無料化は実は簡単、予算さえ確保すればできる
【ひろゆき】いずれにせよ、明石市では「5つの無料化」のような経済的支援だけじゃなくて、親が孤独を感じることなく、安心して子どもを育てられるような精神的支援の仕組みが整っているわけですね。子どもの世話は家族だけじゃなくて社会が見るものっていう考えが泉さんの根底にあって、明石市の子育て政策の成功の本当の理由は、そこにあるのかもしれません。
【泉】正直なところ、「無料化」を実施するのは極めて簡単なんです。予算をつけるだけで、新たな制度も人材も必要ないですから。むしろ養育費の立て替えや児童相談所の制度設計などのほうが、対応の丁寧さが求められたりリスクが伴うので、大変な作業です。ただやはり、そうした魂の込もったアプローチをしないことには、本当の子育て支援とは言えないと思っています。
「みんなのための政策だから」バリアフリー設備の導入を市が全額負担
【ひろゆき】子育て政策とは少し違いますが、明石市では、障害者支援にもかなり注力されていると聞きました。具体的にはどんなことをしているんですか?

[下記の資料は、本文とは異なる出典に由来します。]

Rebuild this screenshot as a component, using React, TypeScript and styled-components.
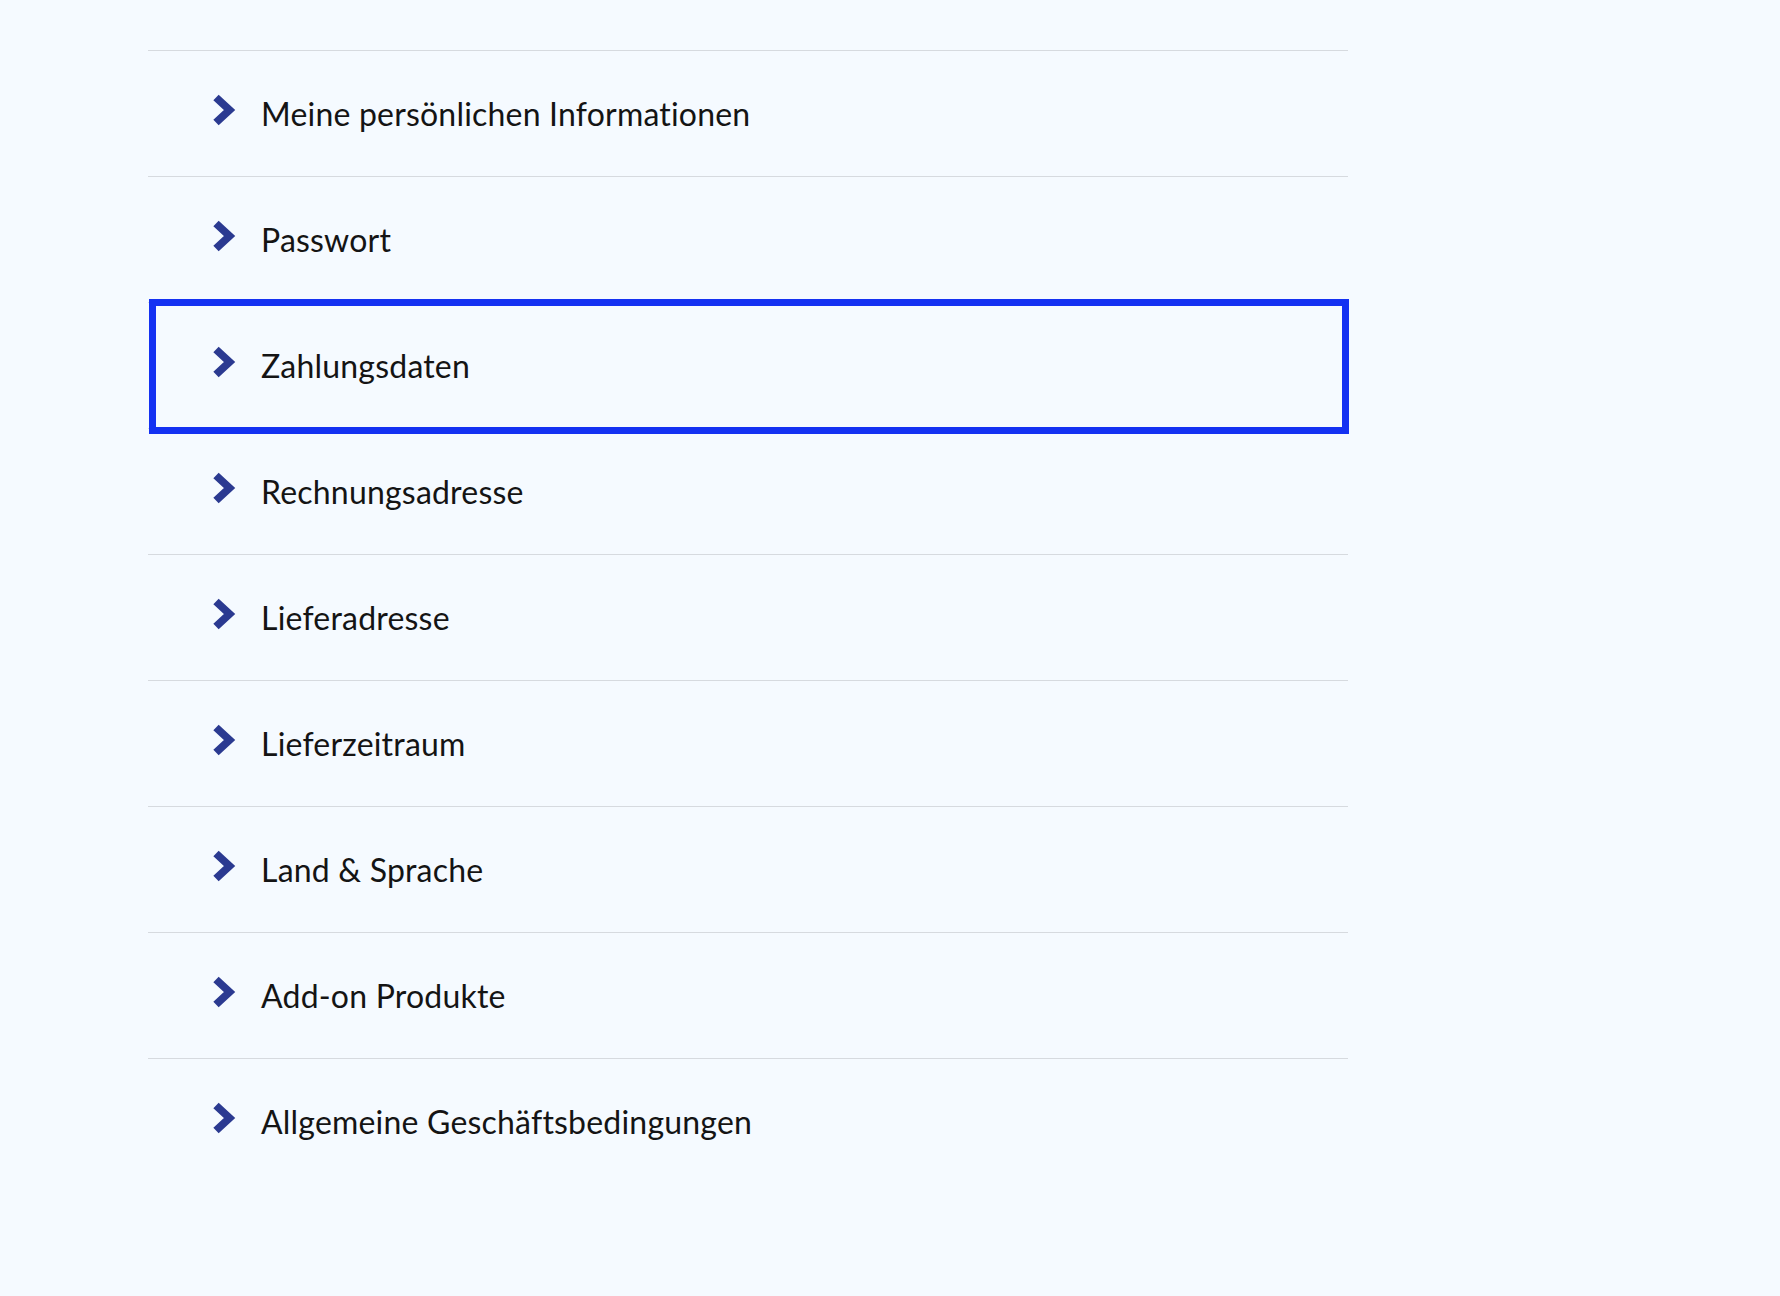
import React from "react";
import styled, { createGlobalStyle } from "styled-components";

const GlobalStyle = createGlobalStyle`
  html, body {
    margin: 0;
    padding: 0;
    background: #f5faff;
  }
  body {
    font-family: Lato, "Noto Sans", "Liberation Sans", sans-serif;
    color: #141414;
  }
`;

const Page = styled.div`
  min-height: 1296px;
  background: #f5faff;
  padding: 50px 0 0 148px;
  box-sizing: border-box;
`;

const List = styled.ul`
  list-style: none;
  margin: 0;
  padding: 0;
  width: 1200px;
`;

const Row = styled.li<{ $focused?: boolean }>`
  position: relative;
  z-index: ${(p) => (p.$focused ? 1 : "auto")};
  display: flex;
  align-items: center;
  height: 126px;
  box-sizing: border-box;
  border-top: 1px solid #d6dadf;
  padding-left: 65px;
  gap: 25px;
  cursor: pointer;

  &::after {
    content: "";
    display: ${(p) => (p.$focused ? "block" : "none")};
    position: absolute;
    top: -4px;
    bottom: -6px;
    left: 1px;
    right: -1px;
    border: 7px solid #1431f2;
    pointer-events: none;
  }
`;

const Icon = styled.svg`
  width: 23px;
  height: 32px;
  flex: none;
  margin-bottom: 8px;
`;

const Label = styled.span`
  font-size: 32px;
  line-height: 40px;
  font-weight: 400;
  color: #141414;
  letter-spacing: 0.2px;
`;

const Chevron = () => (
  <Icon viewBox="0 0 23 32" aria-hidden="true">
    <polyline
      points="3,3.5 16.5,16 3,28.5"
      fill="none"
      stroke="#2b3a91"
      strokeWidth="7.8"
      strokeLinecap="butt"
      strokeLinejoin="miter"
    />
  </Icon>
);

const items = [
  "Meine persönlichen Informationen",
  "Passwort",
  "Zahlungsdaten",
  "Rechnungsadresse",
  "Lieferadresse",
  "Lieferzeitraum",
  "Land & Sprache",
  "Add-on Produkte",
  "Allgemeine Geschäftsbedingungen",
];

export default function App() {
  return (
    <>
      <GlobalStyle />
      <Page>
        <List>
          {items.map((label, i) => (
            <Row key={label} $focused={i === 2}>
              <Chevron />
              <Label>{label}</Label>
            </Row>
          ))}
        </List>
      </Page>
    </>
  );
}
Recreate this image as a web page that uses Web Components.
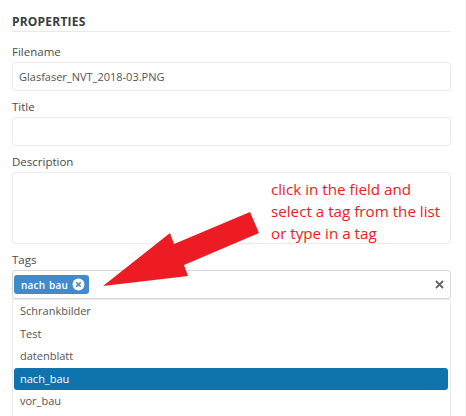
<!DOCTYPE html>
<html>
<head>
<meta charset="utf-8">
<style>
  html, body { margin: 0; padding: 0; background: #fff; }
  body { width: 466px; height: 416px; overflow: hidden; font-family: "Open Sans", sans-serif; }
</style>
</head>
<body>
<properties-panel>
  <prop-field label="Filename" value="Glasfaser_NVT_2018-03.PNG"></prop-field>
  <prop-field label="Title"></prop-field>
  <prop-field label="Description" rows="multi"></prop-field>
  <tag-select label="Tags" tag="nach_bau">
    <tag-option>Schrankbilder</tag-option>
    <tag-option>Test</tag-option>
    <tag-option>datenblatt</tag-option>
    <tag-option active>nach_bau</tag-option>
    <tag-option>vor_bau</tag-option>
  </tag-select>
  <red-note></red-note>
</properties-panel>

<script>
class PropertiesPanel extends HTMLElement {
  connectedCallback() {
    this.attachShadow({ mode: 'open' });
    this.shadowRoot.innerHTML = `
      <style>
        :host {
          display: block;
          position: relative;
          height: 416px;
          box-sizing: border-box;
          padding: 14px 14px 0 12px;
          background: #fff;
          border-right: 1px solid #f4f4f4;
          color: #4a4a4a;
          overflow: hidden;
        }
        h2 {
          margin: 0 0 12px;
          height: 17px;
          padding-bottom: 0;
          border-bottom: 1px solid #e8e8e8;
          font-size: 12px;
          line-height: 15px;
          font-weight: 700;
          color: #3c3c3c;
          letter-spacing: 0.2px;
        }
      </style>
      <h2>PROPERTIES</h2>
      <slot></slot>
    `;
  }
}
customElements.define('properties-panel', PropertiesPanel);

class PropField extends HTMLElement {
  connectedCallback() {
    this.attachShadow({ mode: 'open' });
    const multi = this.getAttribute('rows') === 'multi';
    this.shadowRoot.innerHTML = `
      <style>
        :host { display: block; margin-bottom: 8px; }
        label {
          display: block;
          height: 17px;
          margin-bottom: 1px;
          font-size: 11.5px;
          line-height: 16px;
          color: #4a4a4a;
        }
        .box {
          box-sizing: border-box;
          height: ${multi ? 72 : 29}px;
          padding: 0 6px;
          border: 1px solid #ebebeb;
          border-radius: 3px;
          font-size: 11px;
          line-height: 27px;
          color: #555;
        }
      </style>
      <label>${this.getAttribute('label')}</label>
      <div class="box">${this.getAttribute('value') || ''}</div>
    `;
  }
}
customElements.define('prop-field', PropField);

class TagSelect extends HTMLElement {
  connectedCallback() {
    this.attachShadow({ mode: 'open' });
    this.shadowRoot.innerHTML = `
      <style>
        :host { display: block; }
        label {
          display: block;
          height: 17px;
          margin-bottom: 1px;
          font-size: 11.5px;
          line-height: 16px;
          color: #4a4a4a;
        }
        .control {
          box-sizing: border-box;
          height: 29px;
          display: flex;
          align-items: center;
          justify-content: space-between;
          padding: 0 6px 0 1px;
          border: 1px solid #d6d6d6;
          border-radius: 3px;
        }
        .chip {
          display: flex;
          align-items: center;
          gap: 4px;
          height: 19px;
          padding: 0 4px 0 7px;
          background: #428bca;
          border-radius: 3px;
          color: #fff;
          font-size: 10px;
          font-weight: 600;
          letter-spacing: 0.2px;
          word-spacing: 1px;
        }
        .chip svg, .clear { display: block; }
        .list {
          box-sizing: border-box;
          height: 117px;
          padding: 0 2px 0 1px;
          border: 1px solid #ebebeb;
          border-bottom: 0;
        }
      </style>
      <label>${this.getAttribute('label')}</label>
      <div class="control">
        <span class="chip">nach&nbsp;bau
          <svg width="13" height="13" viewBox="0 0 13 13">
            <circle cx="6.5" cy="6.5" r="6" fill="#fff"/>
            <path d="M4.2 4.2l4.6 4.6M8.8 4.2l-4.6 4.6" stroke="#428bca" stroke-width="1.5" fill="none"/>
          </svg>
        </span>
        <svg class="clear" width="9" height="9" viewBox="0 0 9 9">
          <path d="M1 1l7 7M8 1l-7 7" stroke="#666" stroke-width="1.8" fill="none"/>
        </svg>
      </div>
      <div class="list"><slot></slot></div>
    `;
  }
}
customElements.define('tag-select', TagSelect);

class TagOption extends HTMLElement {
  connectedCallback() {
    this.attachShadow({ mode: 'open' });
    this.shadowRoot.innerHTML = `
      <style>
        :host {
          display: block;
          height: 22.6px;
          padding: 0 6px;
          border-radius: 3px;
          font-size: 11px;
          line-height: 22.6px;
          color: #555;
        }
        :host([active]) { background: #0f73ad; color: #fff; }
      </style>
      <slot></slot>
    `;
  }
}
customElements.define('tag-option', TagOption);

class RedNote extends HTMLElement {
  connectedCallback() {
    this.attachShadow({ mode: 'open' });
    this.shadowRoot.innerHTML = `
      <style>
        :host { display: block; }
        svg { position: absolute; left: 0; top: 0; }
        p {
          position: absolute;
          left: 271px;
          top: 179px;
          margin: 0;
          white-space: nowrap;
          font-family: "Open Sans", sans-serif;
          font-size: 15.2px;
          line-height: 21.8px;
          color: #ed1c24;
        }
      </style>
      <svg width="466" height="416">
        <polygon fill="#ed1c24" points="103,286 170,233 174,244 250,212 259,233 184,265 188,276"/>
      </svg>
      <p>click in the field and<br>select a tag from the list<br>or type in a tag</p>
    `;
  }
}
customElements.define('red-note', RedNote);
</script>
</body>
</html>
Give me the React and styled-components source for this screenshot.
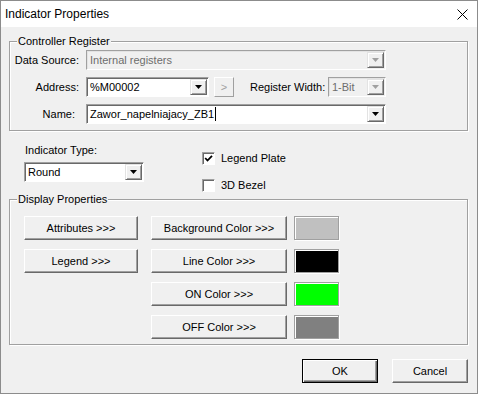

【泉】まず、明石市が全国初の試みとして取り組んだことは、飲食店などへの筆談ボードや点字メニュー、簡易スロープの導入を、全額市が負担するというものです。日本では、ホテルには車椅子で入れるようなスロープが設置されていますが、飲食店にはまだまだ未設置のところが多いです。他の自治体では、この設置費を店側と折半することが多いんですけど、明石市では全額負担するのが特徴です。
【ひろゆき】障害者の人が暮らしやすいようにっていうのがベースにあるとして、お客さんが増えれば飲食店の利益が上がるから、結果的に税収に跳ね返ってくるっていうのも狙いだったりするんですか?
【泉】それもありますが、それ以上に、街がやさしくなるのはみんなのためという考えですね。スロープをつければ障害者の方も入りやすいし、お店の人も助かり、経済が回るから市も助かる。みんなのための政策だから、市が受け持つというスタンスです。
【ひろゆき】僕は今、パリに住んでいるんですが、車椅子の人をほとんど見かけないんですよ。石畳が多くて移動しづらいと思いますし、エレベーターのない地下鉄の駅も結構あったりするんで、パリは障害者の人にとっては住みづらい街なのかもしれません。そういう意味で言うと、日本は設備面において、かなり合理的配慮が行き届いた国のように感じます。